Mayor Sharon Weston Broome said her administration will look into raise options as they discuss a new contract with the Union of Police, but she did point out that there are many options for increases in pay as officers move up the chain. Upon completing their first year, an officer's salary increases by $6,000, said Baton Rouge police spokesman Sgt. Don Coppola.
She also said she is also looking into options to fund the community policing initiatives that she has supported.
"The Mayor's Office has identified potential grant opportunities that focus on police community relations and effective policing," Broome said. "We are working with the chief and his staff to prepare and submit applications."
Councilwoman Barbara Freiberg agreed that finding the money to better compensate officers won't be easy, but hopes the council will once again make it a priority.
"We need to look at some out-of-the-box ways that we fund our police," said Freiberg, who often attends Wicker's police policy committee meetings. "I think we've still got a long way to go."
Gautreaux said the Sheriff's Office is struggling financially, which he thinks is an effect of last August's flood. Their funding is not a part of the city-parish's budget, but rather comes from resident property taxes, many of which decreased as homes lost value after the flood.

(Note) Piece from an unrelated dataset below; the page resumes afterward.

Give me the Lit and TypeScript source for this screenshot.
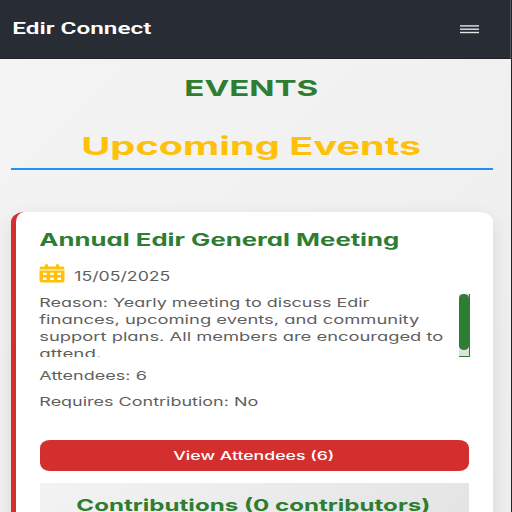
import { LitElement, html, css, svg } from "lit";
import { customElement, property } from "lit/decorators.js";

/** One line of expanded-width text, fitted to a given length. */
@customElement("wide-text")
class WideText extends LitElement {
  @property() text = "";
  @property({ type: Number }) length = 100;
  @property({ type: Number }) line = 17;
  @property({ type: Number }) baseline = 13;

  static styles = css`
    :host { display: block; flex: none; }
    svg { display: block; overflow: visible; }
    text { fill: currentColor; }
  `;

  render() {
    return html`<svg width=${this.length} height=${this.line}>
      ${svg`<text x="-0.7" y=${this.baseline} textLength=${this.length} lengthAdjust="spacingAndGlyphs">${this.text}</text>`}
    </svg>`;
  }
}

@customElement("event-card")
class EventCard extends LitElement {
  static styles = css`
    :host {
      display: block;
      box-sizing: border-box;
      height: 360px;
      margin: 42.4px 0 0;
      padding: 16.6px 24px 0 24px;
      background: #fff;
      border-left: 5px solid #d32f2f;
      border-radius: 13px 13px 0 0 / 10px 10px 0 0;
      box-shadow: 0 6px 20px rgba(0, 0, 0, 0.1);
      color: #5f5f5f;
      font-size: 12.2px;
    }
    .title { color: #2e7d32; font-size: 16.8px; font-weight: 650; }
    .date { display: flex; align-items: flex-start; gap: 9px; margin-top: 11px; height: 30px; font-size: 12.8px; }
    .calendar { display: block; width: 26px; height: 19px; margin: 0 0.5px 0 -1px; fill: #ffc107; }
    .reason { display: flex; justify-content: space-between; height: 63px; overflow: hidden; margin: 0 -1px 0 -2px; padding-left: 2px; }
    .track {
      box-sizing: border-box;
      width: 11px;
      height: 63px;
      background: #e0e0e0;
      border-right: 1px solid #2e7d32;
      border-bottom: 1px solid #2e7d32;
    }
    .thumb { width: 10px; height: 56px; border-radius: 5px / 4px; background: #2e7d32; }
    .facts { display: flex; flex-direction: column; gap: 9.5px; box-sizing: border-box; padding-top: 10px; height: 83px; }
    .action {
      display: flex;
      justify-content: center;
      box-sizing: border-box;
      width: 100%;
      height: 31px;
      padding: 7px 1px 0 0;
      border: 0;
      border-radius: 10px / 8px;
      background: #d32f2f;
      color: #fff;
      font: inherit;
      font-weight: 500;
    }
    .contributions {
      display: flex;
      justify-content: center;
      height: 69px;
      margin-top: 12px;
      padding: 11px 1px 0 0;
      box-sizing: border-box;
      background: linear-gradient(135deg, #f3f3f3, #e3e3e3);
      color: #2e7d32;
      font-size: 16.5px;
      font-weight: 650;
    }
  `;

  render() {
    const reason: [string, number][] = [
      ["Reason: Yearly meeting to discuss Edir", 330],
      ["finances, upcoming events, and community", 380],
      ["support plans. All members are encouraged to", 404],
      ["attend.", 62],
    ];
    return html`
      <wide-text class="title" text="Annual Edir General Meeting" length="360" line="24" baseline="17"></wide-text>
      <div class="date">
        <svg class="calendar" viewBox="0 0 26 19" fill-rule="evenodd">
          <path d="M6 1.2a1.5 1.2 0 0 1 3 0V2.4h8V1.2a1.5 1.2 0 0 1 3 0V2.4h3q2.5 0 2.5 1.8V5.5H.5V4.2Q.5 2.4 3 2.4h3z" />
          <path d="M.5 6.5h25v10q0 2-2.5 2H3q-2.5 0-2.5-2zM4 8.8v2.3h3.6V8.8zm7.2 0v2.3h3.6V8.8zm7.2 0v2.3H22V8.8zM4 13.6v2.3h3.6v-2.3zm7.2 0v2.3h3.6v-2.3zm7.2 0v2.3H22v-2.3z" />
        </svg>
        <wide-text text="15/05/2025" length="96" line="20" baseline="17"></wide-text>
      </div>
      <div class="reason">
        <div>
          ${reason.map(([t, w]) => html`<wide-text .text=${t} .length=${w} .line=${17} .baseline=${13}></wide-text>`)}
        </div>
        <div class="track"><div class="thumb"></div></div>
      </div>
      <div class="facts">
        <wide-text text="Attendees: 6" length="107.5" line="17" baseline="13"></wide-text>
        <wide-text text="Requires Contribution: No" length="219" line="17" baseline="13"></wide-text>
      </div>
      <button class="action">
        <wide-text text="View Attendees (6)" length="161" line="17" baseline="12.5"></wide-text>
      </button>
      <div class="contributions">
        <wide-text text="Contributions (0 contributors)" length="354" line="24" baseline="16.6"></wide-text>
      </div>
    `;
  }
}

@customElement("app-root")
class AppRoot extends LitElement {
  static styles = css`
    :host {
      display: block;
      box-sizing: border-box;
      width: 512px;
      height: 512px;
      overflow: hidden;
      border-right: 1px solid #242424;
      background: linear-gradient(135deg, #f4f4f4, #eeeeee);
      font-family: Inter, "Open Sans", sans-serif;
      font-feature-settings: "cv11";
    }
    header {
      display: flex;
      justify-content: space-between;
      align-items: flex-start;
      box-sizing: border-box;
      height: 59px;
      padding: 20px 31px 0 12.5px;
      background: #282c34;
      border-bottom: 1px solid #1f2228;
      border-right: 1px solid #55585d;
      color: #fff;
      font-family: Roboto, sans-serif;
      font-size: 16.5px;
      font-weight: 600;
    }
    .menu { display: block; width: 19px; height: 9px; margin-top: 4.7px; fill: #e4e4e5; }
    main { padding: 0 18px 0 11px; }
    .page { display: flex; justify-content: center; padding: 18px 1px 0 0; color: #2e7d32; font-size: 22px; font-weight: 650; }
    .section {
      display: flex;
      justify-content: center;
      box-sizing: border-box;
      height: 63px;
      padding-top: 25px;
      border-bottom: 2px solid #1e90ff;
      color: #ffc107;
      font-size: 24.6px;
      font-weight: 650;
    }
  `;

  render() {
    return html`
      <header>
        <wide-text text="Edir Connect" length="139" line="20" baseline="14"></wide-text>
        <svg class="menu" viewBox="0 0 19 9">
          <rect y="0.2" width="19" height="1.4" />
          <rect y="3.5" width="19" height="1.4" />
          <rect y="6.8" width="19" height="1.4" />
        </svg>
      </header>
      <main>
        <div class="page"><wide-text text="EVENTS" length="134" line="30" baseline="18.6"></wide-text></div>
        <div class="section"><wide-text text="Upcoming Events" length="340" line="34" baseline="22.5"></wide-text></div>
        <event-card></event-card>
      </main>
    `;
  }
}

"As a wife of a former state trooper, to this day, he's telling me things he encountered as a police officer on the street," Wicker said. "People don't recognize the amount of stress and pressure. It's not an easy job, and especially now, coupled with the bad pay, this is not something people will flock to."
Dunnam said he thinks the recent drop is mainly an outcome of attrition, with many officers recently retiring.
However, he and Gautreaux also said the national perception of law enforcement — the dangers of the job driven home by the recent attacks on officers, particularly the three killed in Baton Rouge last year, as well as the negative response toward law enforcement generated by a viral video of a violent police encounter with a civilian — has made it harder to hire new officers. The uptick in the economy has also led more job seekers to choose the private sector, Dunnam said.
"It’s a lot of things. It might be a perception that people have about doing the job. It’s a dangerous job," Dunnam said. "But I still think you still have a large segment of people who want to be police officers that do it because of the love for their communities and wanting to make a difference.”
The Police Department plans to soon launch its "GeauxBRPD" initiative, which will include a new website with information for potential applicants and a media campaign to enhance recruitment, and the Sheriff's Office is working on a video promotion to do the same.
However, Dunnam said he hopes the department's fall police academy will take in 40 new officers, which would cut deeply into the current shortage. So far the department has received 160 applications for the October academy, which he thinks is a good sign that 30 or 40 might make it through.
In the meantime, Dunnam said, he wants to reassure the community that immediate policing needs are being met.
"The fact that we're that many officers short, the level of service hasn't changed because we're filling that time with overtime," Dunnam said. "We're not going to change our level of service."